1re édition: 2020-01-07
revue et corrigé:

TRIO POUR PIANO, VIOLON ET VIOLONCELLE EN RÉ MINEUR OPUS 120

Les dernières années de Fauré furent assombries dans une mesure croissante par les infirmités, mais aussi par une pénible gêne matérielle. C'est pour pallier quelques peu à cette dernière que son fidèle ami Maillot, son hôte d'Annecy-le-Vieux durant les trois derniers étés de son existence, organisa un grand concert de ses œuvres à la Sorbonne, le 20 juin 1922. Les pouvoirs publics s'associèrent après coup à cette manifestation.

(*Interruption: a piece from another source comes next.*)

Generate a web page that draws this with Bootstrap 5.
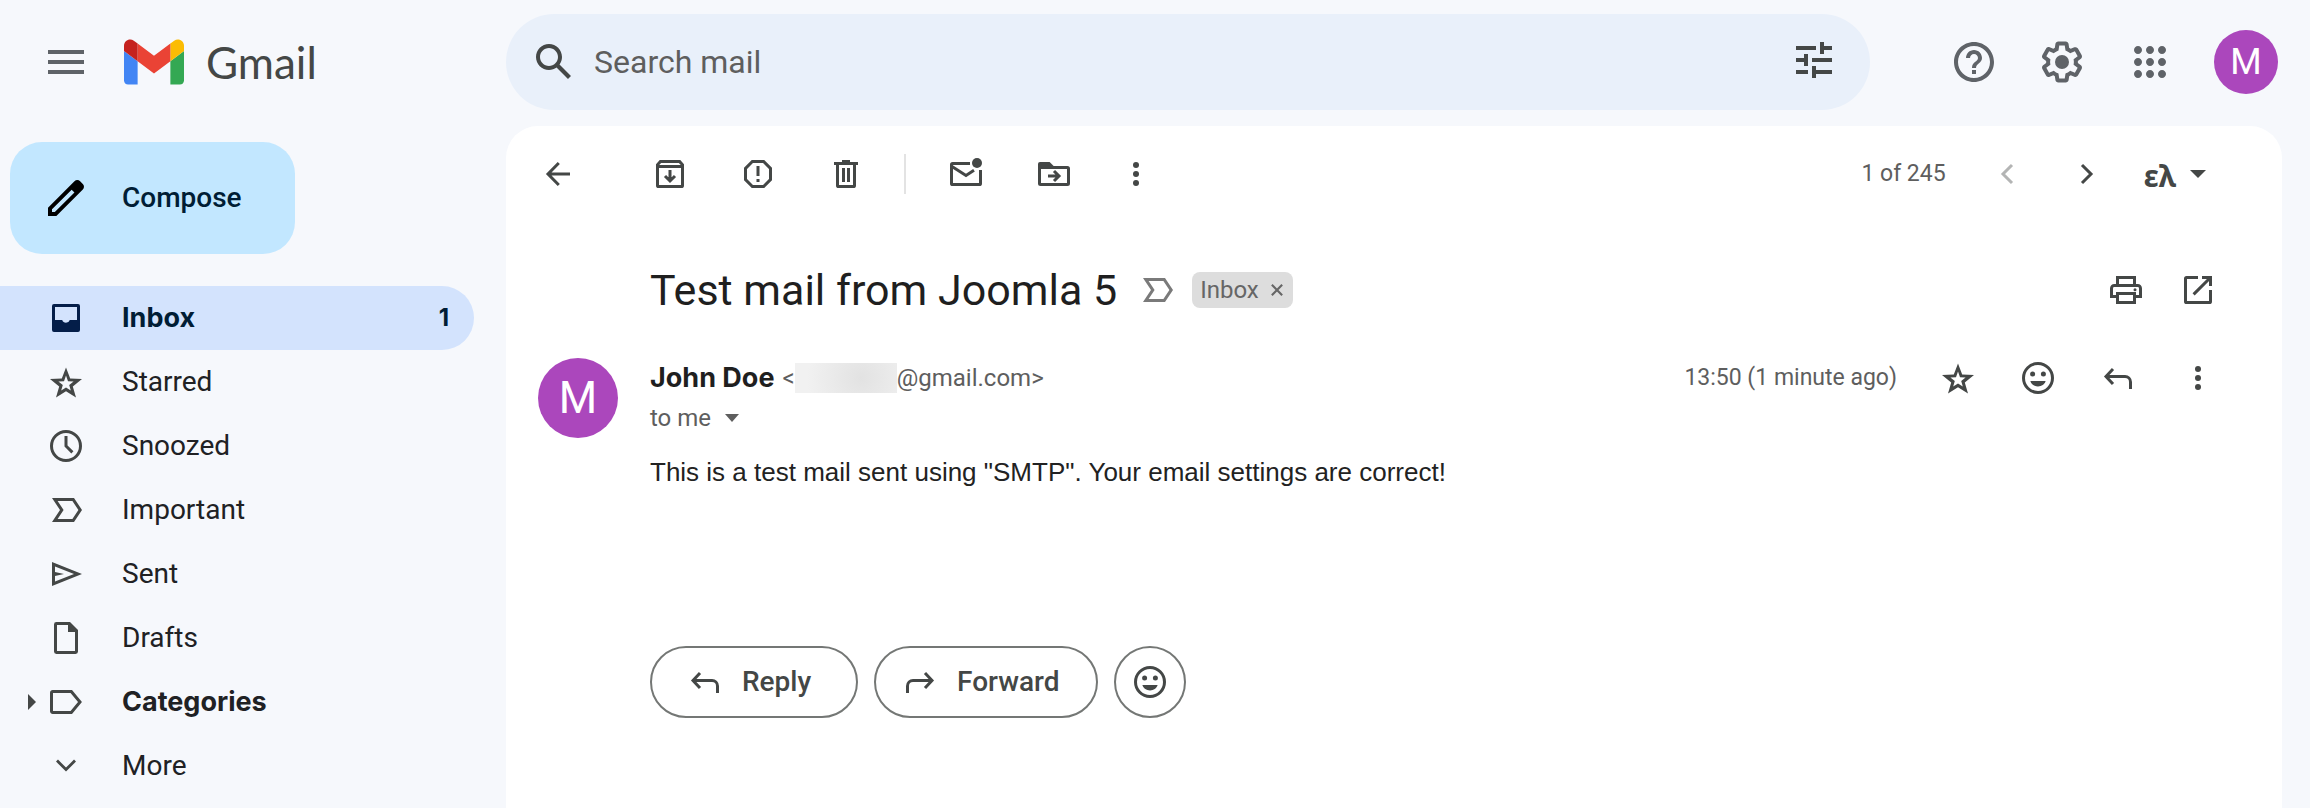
<!DOCTYPE html>
<html lang="en">
<head>
<meta charset="utf-8">
<meta name="viewport" content="width=device-width, initial-scale=1">
<title>Test mail from Joomla 5 - Gmail</title>
<link href="https://cdn.jsdelivr.net/npm/bootstrap@5.3.0/dist/css/bootstrap.min.css" rel="stylesheet">
<style>
:root { --ink: #1f1f1f; --icon: #444746; --muted: #5e5e5e; --topicon: #5f6368; }
body { background: #f6f8fc; color: var(--ink); font-family: Roboto, "Liberation Sans", sans-serif; font-size: 24px; line-height: 32px; }
svg { display: block; flex: none; fill: currentColor; }
.i20 { width: 40px; height: 40px; }
.i24 { width: 48px; height: 48px; }
.topbar { height: 126px; padding-bottom: 2px; }
.brand-area { width: 506px; padding-left: 42px; }
.brand-area .tool { color: var(--topicon); }
.brand-link { margin-left: 34px; gap: 22px; }
.brand-name { font-family: Lato, sans-serif; font-size: 44px; line-height: 48px; color: var(--icon); }
.search-box { height: 96px; background: #e9f0fa; border-radius: 48px; flex: 0 1 1364px; padding: 0 32px 0 24px; }
.search-box input { background: transparent; border: 0; font-size: 32px; color: var(--ink); outline: 0; padding: 0; }
.search-box input::placeholder { color: var(--muted); opacity: 1; }
.tool { border: 0; background: none; padding: 0; width: 88px; height: 64px; display: flex; align-items: center; justify-content: center; color: var(--icon); flex: none; }
.tool.narrow { width: 80px; }
.tool.slim { width: 64px; }
.tool.dots { width: 72px; margin-left: 2px; }
.topicons { padding-right: 32px; }
.topicons .tool { color: var(--topicon); }
.avatar { background: #ab47bc; color: #fff; border-radius: 50%; border: 0; padding: 0; display: flex; align-items: center; justify-content: center; flex: none; }
.avatar-sm { width: 64px; height: 64px; font-size: 36px; margin-left: 20px; }
.avatar-lg { width: 80px; height: 80px; font-size: 44px; }
.side { width: 506px; padding-right: 32px; }
.compose { background: #c2e7ff; color: #001d35; border: 0; border-radius: 32px; height: 112px; width: 285px; margin: 16px 0 32px 10px; padding: 0 0 0 32px; gap: 32px; font-size: 28px; font-weight: 500; }
.compose svg { color: #000; }
.folder { height: 64px; padding: 0 25px 0 26px; border-radius: 0 32px 32px 0; font-size: 28px; color: #202124; text-decoration: none; }
.folder .twisty { width: 20px; color: var(--icon); }
.folder svg.i20 { color: var(--icon); margin-right: 36px; }
.folder.current { background: #d3e3fd; color: #001d35; }
.folder.current svg.i20 { color: #041e49; }
.heavy { font-family: Inter, Roboto, sans-serif; font-weight: 700; font-size: 27px; }
.tally { font-family: Inter, Roboto, sans-serif; font-weight: 700; font-size: 24px; }
.reader { background: #fff; border-radius: 32px 32px 0 0; margin-right: 28px; }
.toolbar { height: 96px; padding: 0 44px 0 8px; }
.toolbar .back { margin-right: 24px; }
.rule { width: 2px; height: 40px; background: #e3e3e3; margin: 0 16px 0 14px; }
.count { font-size: 23px; color: var(--muted); margin-right: 21px; }
.lang { font-family: "Noto Sans", sans-serif; font-weight: 700; font-size: 30px; width: auto; gap: 14px; margin-left: 17px; padding-right: 32px; }
.subject-row { padding: 36px 44px 0 144px; }
.subject { font-size: 43px; line-height: 64px; }
.subject-row .marker { color: #7a7a7a; margin-left: 20px; }
.chip { background: #ddd; color: #666; border-radius: 8px; height: 36px; padding: 0 10px 0 8px; gap: 12px; margin-left: 15px; }
.chip button { border: 0; background: none; padding: 0; color: inherit; }
.mail { padding: 36px 44px 0 32px; }
.mail-main { padding-left: 32px; }
.who { height: 40px; }
.addr, .tome { color: var(--muted); }
.hidden-name { width: 102px; height: 30px; background: radial-gradient(circle at 65% 50%, #e2e2e2, #f1f1f1 80%); }
.when { font-size: 23px; color: var(--muted); margin-right: 21px; }
.tome { border: 0; background: none; padding: 0; height: 40px; gap: 14px; }
.mail-text { font-family: "Liberation Sans", Arial, sans-serif; font-size: 26px; line-height: 36px; color: #222; margin: 16px 0 156px; }
.answer { height: 72px; border: 2px solid #747775; border-radius: 36px; background: #fff; color: var(--icon); font-size: 28px; font-weight: 500; gap: 17px; padding: 0; }
.answer.back-to { width: 208px; padding-left: 33px; }
.answer.onward { width: 224px; padding-left: 24px; }
.answer.round { width: 72px; }
</style>
</head>
<body class="d-flex flex-column min-vh-100 overflow-hidden">
<header class="topbar d-flex align-items-center">
  <div class="brand-area d-flex align-items-center flex-shrink-0">
    <button class="tool w-auto" type="button" aria-label="Main menu"><svg class="i24" viewBox="0 0 24 24"><path d="M3 18h18v-2H3zm0-5h18v-2H3zm0-7v2h18V6z"/></svg></button>
    <a href="#" class="brand-link d-flex align-items-center text-decoration-none">
      <svg width="60" height="46" viewBox="52 42 88 66"><path fill="#4285f4" d="M58 108h14V74L52 59v43c0 3.320 2.690 6 6 6"/><path fill="#34a853" d="M120 108h14c3.320 0 6-2.690 6-6V59l-20 15"/><path fill="#fbbc04" d="M120 48v26l20-15v-8c0-7.420-8.470-11.650-14.400-7.200"/><path fill="#ea4335" d="M72 74V48l24 18 24-18v26L96 92"/><path fill="#c5221f" d="M52 51v8l20 15V48l-5.600-4.200C60.460 39.350 52 43.580 52 51"/></svg>
      <span class="brand-name">Gmail</span>
    </a>
  </div>
  <form class="search-box d-flex align-items-center" role="search">
    <button class="tool w-auto" type="button" aria-label="Search"><svg class="i24" viewBox="0 0 24 24"><path d="M20.490 19l-5.730-5.730C15.530 12.200 16 10.910 16 9.500 16 5.910 13.090 3 9.500 3S3 5.910 3 9.500 5.910 16 9.500 16c1.410 0 2.700-.47 3.770-1.240L19 20.490zM5 9.500C5 7.010 7.010 5 9.500 5S14 7.010 14 9.500 11.990 14 9.500 14 5 11.990 5 9.500"/></svg></button>
    <input class="flex-grow-1 ms-3" type="text" placeholder="Search mail" aria-label="Search mail">
    <button class="tool w-auto" type="button" aria-label="Search options"><svg class="i24" viewBox="0 0 24 24"><path d="M3 16v2h6v-2zM3 4v2h10V4zm10 16v-2h8v-2h-8v-2h-2v6zM7 8v2H3v2h4v2h2V8zm14 4v-2H11v2zm-6-4h2V6h4V4h-4V2h-2z"/></svg></button>
  </form>
  <div class="topicons d-flex align-items-center ms-auto flex-shrink-0">
    <button class="tool" type="button" aria-label="Support"><svg class="i24" viewBox="0 0 24 24"><path d="M11 18h2v-2h-2zm1-16C6.480 2 2 6.480 2 12s4.480 10 10 10 10-4.480 10-10S17.520 2 12 2m0 18c-4.410 0-8-3.590-8-8s3.590-8 8-8 8 3.590 8 8-3.590 8-8 8m0-14c-2.210 0-4 1.790-4 4h2c0-1.100.9-2 2-2s2 .9 2 2c0 2-3 1.750-3 5h2c0-2.250 3-2.500 3-5 0-2.210-1.790-4-4-4"/></svg></button>
    <button class="tool" type="button" aria-label="Settings"><svg class="i24" viewBox="0 0 24 24"><path d="M13.850 22.250h-3.700c-.74 0-1.360-.54-1.450-1.270l-.27-1.890c-.27-.14-.53-.29-.79-.46l-1.800.72c-.7.260-1.470-.03-1.810-.65L2.200 15.530c-.35-.66-.2-1.440.36-1.880l1.530-1.190c-.01-.15-.02-.3-.02-.46 0-.15.010-.31.020-.46l-1.520-1.190c-.59-.45-.74-1.260-.37-1.880l1.850-3.190c.34-.62 1.110-.9 1.790-.63l1.810.73c.26-.17.520-.32.780-.46l.27-1.910c.09-.7.710-1.250 1.440-1.250h3.700c.74 0 1.360.54 1.450 1.270l.27 1.890c.27.140.53.290.79.460l1.800-.72c.71-.26 1.480.030 1.820.65l1.840 3.180c.36.660.2 1.440-.36 1.880l-1.520 1.190c.01.15.020.30.020.460s-.01.310-.02.460l1.520 1.190c.56.450.72 1.230.37 1.860l-1.860 3.220c-.34.620-1.110.9-1.800.63l-1.800-.72c-.26.170-.52.320-.78.460l-.27 1.910c-.1.680-.72 1.220-1.460 1.220m-3.230-2h2.760l.37-2.550.53-.22c.44-.18.88-.44 1.340-.78l.45-.34 2.380.96 1.380-2.400-2.030-1.580.07-.56c.03-.26.060-.51.060-.78s-.03-.53-.06-.78l-.07-.56 2.030-1.580-1.390-2.400-2.390.96-.45-.35c-.42-.32-.87-.58-1.330-.77l-.52-.22-.37-2.550h-2.760l-.37 2.550-.53.210c-.44.190-.88.440-1.340.79l-.45.330-2.380-.95-1.390 2.390 2.030 1.580-.07.560c-.03.260-.06.530-.06.790s.02.530.06.780l.07.560-2.030 1.580 1.380 2.400 2.390-.96.450.35c.43.330.86.580 1.330.77l.53.220z"/><circle cx="12" cy="12" r="3.500"/></svg></button>
    <button class="tool" type="button" aria-label="Google apps"><svg class="i24" viewBox="0 0 24 24"><path d="M6 8c1.100 0 2-.9 2-2s-.9-2-2-2-2 .9-2 2 .9 2 2 2m6 12c1.100 0 2-.9 2-2s-.9-2-2-2-2 .9-2 2 .9 2 2 2m-6 0c1.100 0 2-.9 2-2s-.9-2-2-2-2 .9-2 2 .9 2 2 2m0-6c1.100 0 2-.9 2-2s-.9-2-2-2-2 .9-2 2 .9 2 2 2m6 0c1.100 0 2-.9 2-2s-.9-2-2-2-2 .9-2 2 .9 2 2 2m4-8c0 1.100.9 2 2 2s2-.9 2-2-.9-2-2-2-2 .9-2 2m-4 2c1.100 0 2-.9 2-2s-.9-2-2-2-2 .9-2 2 .9 2 2 2m6 6c1.100 0 2-.9 2-2s-.9-2-2-2-2 .9-2 2 .9 2 2 2m0 6c1.100 0 2-.9 2-2s-.9-2-2-2-2 .9-2 2 .9 2 2 2"/></svg></button>
    <button class="avatar avatar-sm" type="button" aria-label="Account">M</button>
  </div>
</header>

<div class="d-flex flex-grow-1">
  <aside class="side flex-shrink-0">
    <button class="compose d-flex align-items-center" type="button"><svg class="i24" viewBox="0 0 24 24"><path d="M20.410 4.940l-1.350-1.350c-.78-.78-2.050-.78-2.830 0L3 16.820V21h4.180L20.410 7.770c.79-.78.790-2.050 0-2.830m-14 14.120L5 19v-1.360l9.820-9.820 1.410 1.410z"/></svg>Compose</button>
    <nav class="d-flex flex-column">
      <a href="#" class="folder current d-flex align-items-center"><span class="twisty"></span><svg class="i20" viewBox="0 0 20 20"><path fill-rule="evenodd" d="M4 3h12a1 1 0 0 1 1 1v12a1 1 0 0 1-1 1H4a1 1 0 0 1-1-1V4a1 1 0 0 1 1-1m.5 1.500V11h3.600a2 2 0 0 0 3.800 0h3.600V4.500z"/></svg><span class="heavy flex-grow-1">Inbox</span><span class="tally">1</span></a>
      <a href="#" class="folder d-flex align-items-center"><span class="twisty"></span><svg class="i20" viewBox="0 0 20 20"><use href="#star"/></svg>Starred</a>
      <a href="#" class="folder d-flex align-items-center"><span class="twisty"></span><svg class="i20" viewBox="0 0 20 20"><path fill="none" stroke="currentColor" stroke-width="1.500" d="M10 2.750a7.250 7.250 0 1 0 0 14.500 7.250 7.250 0 1 0 0-14.500M10 5v5l3.200 3.200"/></svg>Snoozed</a>
      <a href="#" class="folder d-flex align-items-center"><span class="twisty"></span><svg class="i20" viewBox="0 0 20 20"><use href="#marker"/></svg>Important</a>
      <a href="#" class="folder d-flex align-items-center"><span class="twisty"></span><svg class="i20" viewBox="0 0 20 20"><path fill-rule="evenodd" d="M3 16V4l15 6zM4.500 13.800L14 10 4.500 6.200V9l4.500 1-4.500 1z"/></svg>Sent</a>
      <a href="#" class="folder d-flex align-items-center"><span class="twisty"></span><svg class="i20" viewBox="0 0 20 20"><path fill-rule="evenodd" d="M5.200 2H12l4 4v10.800a1.200 1.200 0 0 1-1.200 1.200H5.200A1.200 1.200 0 0 1 4 16.800V3.200A1.200 1.200 0 0 1 5.200 2m.3 1.500v13h9V7H11V3.500z"/></svg>Drafts</a>
      <a href="#" class="folder d-flex align-items-center"><span class="twisty"><svg width="12" height="16" viewBox="0 0 12 16"><path d="M2 0l8 8-8 8z"/></svg></span><svg class="i20" viewBox="0 0 20 20"><path fill="none" stroke="currentColor" stroke-width="1.500" d="M3.400 4.750h9.250L17 10l-4.350 5.250H3.400a.6.6 0 0 1-.65-.6V5.400a.6.6 0 0 1 .65-.65z"/></svg><span class="heavy">Categories</span></a>
      <a href="#" class="folder d-flex align-items-center"><span class="twisty"></span><svg class="i20" viewBox="0 0 20 20"><path fill="none" stroke="currentColor" stroke-width="1.400" d="M5.500 7.300L10 11.800l4.500-4.500"/></svg>More</a>
    </nav>
  </aside>

  <main class="reader flex-grow-1">
    <div class="toolbar d-flex align-items-center">
      <button class="tool back" type="button" aria-label="Back to Inbox"><svg class="i20" viewBox="0 0 20 20"><path fill="none" stroke="currentColor" stroke-width="1.500" d="M10.400 4.500L5 10l5.400 5.500M5 10h11"/></svg></button>
      <button class="tool" type="button" aria-label="Archive"><svg class="i20" viewBox="0 0 20 20"><path fill="none" stroke="currentColor" stroke-width="1.500" d="M3.750 6v9.700c0 .3.250.55.550.55h11.400c.3 0 .55-.25.550-.55V6M3.500 6.250h13M3.750 6.200V5.400L5.200 3.750h9.600l1.450 1.650v.8M10 8v5.300M7.500 11l2.500 2.500 2.500-2.500"/></svg></button>
      <button class="tool" type="button" aria-label="Report spam"><svg class="i20" viewBox="0 0 20 20"><path fill="none" stroke="currentColor" stroke-width="1.500" d="M7.200 3.750h5.600l3.450 3.450v5.600l-3.450 3.450H7.200L3.750 12.800V7.200zM10 6v5M10 12.500V14"/></svg></button>
      <button class="tool" type="button" aria-label="Delete"><svg class="i20" viewBox="0 0 20 20"><path fill="none" stroke="currentColor" stroke-width="1.500" d="M4 4.750h12M8 3.750h4M5.750 5v10.700c0 .3.250.55.550.55h7.400c.3 0 .55-.25.550-.55V5M8.750 7v7M11.250 7v7"/></svg></button>
      <span class="rule"></span>
      <button class="tool" type="button" aria-label="Mark as unread"><svg class="i20" viewBox="0 0 20 20"><path fill="none" stroke="currentColor" stroke-width="1.500" d="M12 4.750H3.300a.55.55 0 0 0-.55.55v9.400c0 .3.250.55.550.55h13.400c.3 0 .55-.25.550-.55V8M3 6.200l7 4.500 4-2.600"/><circle cx="15.500" cy="4.500" r="2.500"/></svg></button>
      <button class="tool" type="button" aria-label="Move to"><svg class="i20" viewBox="0 0 20 20"><path fill="none" stroke="currentColor" stroke-width="1.500" d="M2.750 6.750v8c0 .3.250.5.550.5h13.400c.3 0 .55-.2.550-.5V7.200c0-.3-.25-.5-.55-.5H2.750M7 11h5.300M10 8.500l2.500 2.500-2.500 2.500"/><path d="M2 7.500V5a1 1 0 0 1 1-1h4.800l2 2v1.500z"/></svg></button>
      <button class="tool dots" type="button" aria-label="More options"><svg class="i20" viewBox="0 0 20 20"><use href="#dots"/></svg></button>
      <span class="count ms-auto">1 of 245</span>
      <button class="tool narrow" type="button" aria-label="Newer" disabled><svg class="i20" viewBox="0 0 20 20" opacity=".4"><path fill="none" stroke="currentColor" stroke-width="1.500" d="M12.500 5.500L8 10l4.500 4.500"/></svg></button>
      <button class="tool narrow" type="button" aria-label="Older"><svg class="i20" viewBox="0 0 20 20"><path fill="none" stroke="currentColor" stroke-width="1.500" d="M7.500 5.500L12 10l-4.500 4.500"/></svg></button>
      <button class="tool lang" type="button" aria-label="Input tools"><span class="pt-1">ελ</span><svg width="16" height="8" viewBox="0 0 16 8"><path d="M0 0h16L8 8z"/></svg></button>
    </div>

    <div class="subject-row d-flex align-items-center">
      <h1 class="subject fw-normal mb-0">Test mail from Joomla 5</h1>
      <svg class="i20 marker" viewBox="0 0 20 20"><use href="#marker"/></svg>
      <span class="chip d-flex align-items-center">Inbox<button type="button" aria-label="Remove label Inbox"><svg width="12" height="12" viewBox="0 0 14 14"><path fill="none" stroke="currentColor" stroke-width="2.500" d="M1 1l12 12M13 1L1 13"/></svg></button></span>
      <button class="tool slim ms-auto" type="button" aria-label="Print"><svg class="i20" viewBox="0 0 20 20"><path fill="none" stroke="currentColor" stroke-width="1.500" d="M5.750 7.500V3.750h8.500V7.500M5.500 13.250H2.750V9.200c0-.8.600-1.450 1.400-1.450h11.700c.8 0 1.400.65 1.400 1.450v4.050H14.500M5.750 11.750h8.500v4.500h-8.500z"/><circle cx="14.500" cy="9.900" r=".75"/></svg></button>
      <button class="tool narrow" type="button" aria-label="Open in new window"><svg class="i20" viewBox="0 0 20 20"><use href="#popout"/></svg></button>
    </div>

    <article class="mail d-flex">
      <div class="avatar avatar-lg">M</div>
      <div class="mail-main flex-grow-1">
        <div class="who d-flex align-items-center">
          <span class="heavy me-2">John Doe</span>
          <span class="addr d-flex align-items-center">&lt;<span class="hidden-name"></span>@gmail.com&gt;</span>
          <span class="when ms-auto">13:50 (1 minute ago)</span>
          <button class="tool narrow" type="button" aria-label="Star"><svg class="i20" viewBox="0 0 20 20"><use href="#star"/></svg></button>
          <button class="tool narrow" type="button" aria-label="Add reaction"><svg class="i20" viewBox="0 0 20 20"><use href="#smile"/></svg></button>
          <button class="tool narrow" type="button" aria-label="Reply"><svg class="i20" viewBox="0 0 20 20"><use href="#reply"/></svg></button>
          <button class="tool narrow" type="button" aria-label="More"><svg class="i20" viewBox="0 0 20 20"><use href="#dots"/></svg></button>
        </div>
        <button class="tome d-flex align-items-center" type="button">to me<svg width="14" height="8" viewBox="0 0 14 8"><path d="M0 0h14L7 8z"/></svg></button>
        <p class="mail-text">This is a test mail sent using "SMTP". Your email settings are correct!</p>
        <div class="d-flex gap-3">
          <button class="answer back-to d-flex align-items-center" type="button"><svg class="i20" viewBox="0 0 20 20"><use href="#reply"/></svg>Reply</button>
          <button class="answer onward d-flex align-items-center" type="button"><svg class="i20" viewBox="0 0 20 20"><g transform="matrix(-1 0 0 1 20 0)"><use href="#reply"/></g></svg>Forward</button>
          <button class="answer round d-flex align-items-center justify-content-center" type="button" aria-label="Add reaction"><svg class="i20" viewBox="0 0 20 20"><use href="#smile"/></svg></button>
        </div>
      </div>
    </article>
  </main>
</div>

<svg class="d-none">
  <symbol id="star" viewBox="0 0 20 20"><path fill-rule="evenodd" d="M10 2.700l2.100 5.500 5.900.3-4.600 3.700 1.600 5.600-5-3.200-5 3.200 1.600-5.600L2 8.500l5.900-.3zm0 4.100l-1 2.800-2.800.1 2.200 1.800-.8 2.800 2.400-1.500 2.400 1.500-.8-2.800 2.200-1.800-2.800-.1z"/></symbol>
  <symbol id="marker" viewBox="0 0 20 20"><path fill-rule="evenodd" d="M3 4h11l4 6-4 6H3l4-6zm2.800 1.500l3 4.500-3 4.500h7.400l3-4.500-3-4.500z"/></symbol>
  <symbol id="dots" viewBox="0 0 20 20"><circle cx="10" cy="5.500" r="1.500"/><circle cx="10" cy="10" r="1.500"/><circle cx="10" cy="14.500" r="1.500"/></symbol>
  <symbol id="smile" viewBox="0 0 20 20"><circle cx="10" cy="10" r="7.250" fill="none" stroke="currentColor" stroke-width="1.500"/><circle cx="7.300" cy="8" r="1.250"/><circle cx="12.700" cy="8" r="1.250"/><path d="M6.200 11.500h7.600c-.5 1.700-2 2.700-3.800 2.700s-3.300-1-3.800-2.700"/></symbol>
  <symbol id="reply" viewBox="0 0 20 20"><path fill="none" stroke="currentColor" stroke-width="1.500" d="M7.500 5.500L4 9.200l3.500 3.800M4 9.250h9.500c1.500 0 2.750 1.200 2.750 2.750v3.500"/></symbol>
  <symbol id="popout" viewBox="0 0 20 20"><path fill="none" stroke="currentColor" stroke-width="1.500" d="M10 3.750H4.300a.55.55 0 0 0-.55.55v11.400c0 .3.250.55.550.55h11.400c.3 0 .55-.25.550-.55V10M12 3.750h4.250V8M16 4l-8.200 8.200"/></symbol>
</svg>
<script src="https://cdn.jsdelivr.net/npm/bootstrap@5.3.0/dist/js/bootstrap.bundle.min.js"></script>
</body>
</html>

Mais les premiers mois de 1922 ne virent naître aucune œuvre nouvelle, et le Trio que son éditeur Durand lui avait suggéré d'écrire en resta à quelques esquisses qui ne satisfaisaient guère Fauré. Celui-ci souffrait cruellement de l'usure de son corps, contrastant si vivement avec sa jeunesse de cœur et d'esprit. D'où cette exclamation pathétique, datée de Nice, le 2 février: "Je vais bien. On me trouve très bonne mine. Mais dans la rue j'ai l'air d'un très vieux monsieur qui ne peut avancer qu'à pas lents, lents, lents! Au diable la vieillesse! Que ne peut-on s'acheter des poumons neufs et des jambes neuves quand ça devient nécessaire!".

Ce que ni Nice, ni Argelès n'avaient pu accomplir, la paix d'Annecy-le-Vieux va le rendre possible : le 5 septembre, Fauré annonce: "Je me suis enfin remis à travailler!", et le 26, il précise: "J'ai entrepris un Trio pour clarinette (ou violon), violoncelle et piano. Un morceau important de ce Trio, commencé ici il y a un mois, est terminé". Il s'agit de l'Andantino, cependant que les deux mouvements Vifs furent composés à Paris dans le courant de l'hiver 1922-1923. La création en public eut lieu à Paris en juin 1923 par les soins du Trio Cortot-Thibaud-Casals. A l'issue de cette audition, Fauré regagna .Annecy-le-Vieux, où il reçut quelques jours plus tard la lettre suivante de la Reine Elisabeth de Belgiq1ue, dédicataire, rappelons-le, de la Sonate Opus 108 : "Cher maître, j'ai entendu votre beau trio qui m'a causé une profonde émotion. Cette œuvre est si grande et pleine de charme poétique et j'ai été enveloppée inexprimable délice qui se dégage de vos compositions. Combien j' ai regretté que vous ne soyez pas à cote de moi a ce moment! Les artistes qui ont si bien interprété votre Trio m'ont rejoué "ma Sonate", dont la dédicace du grand et cher maître m'est si précieuse".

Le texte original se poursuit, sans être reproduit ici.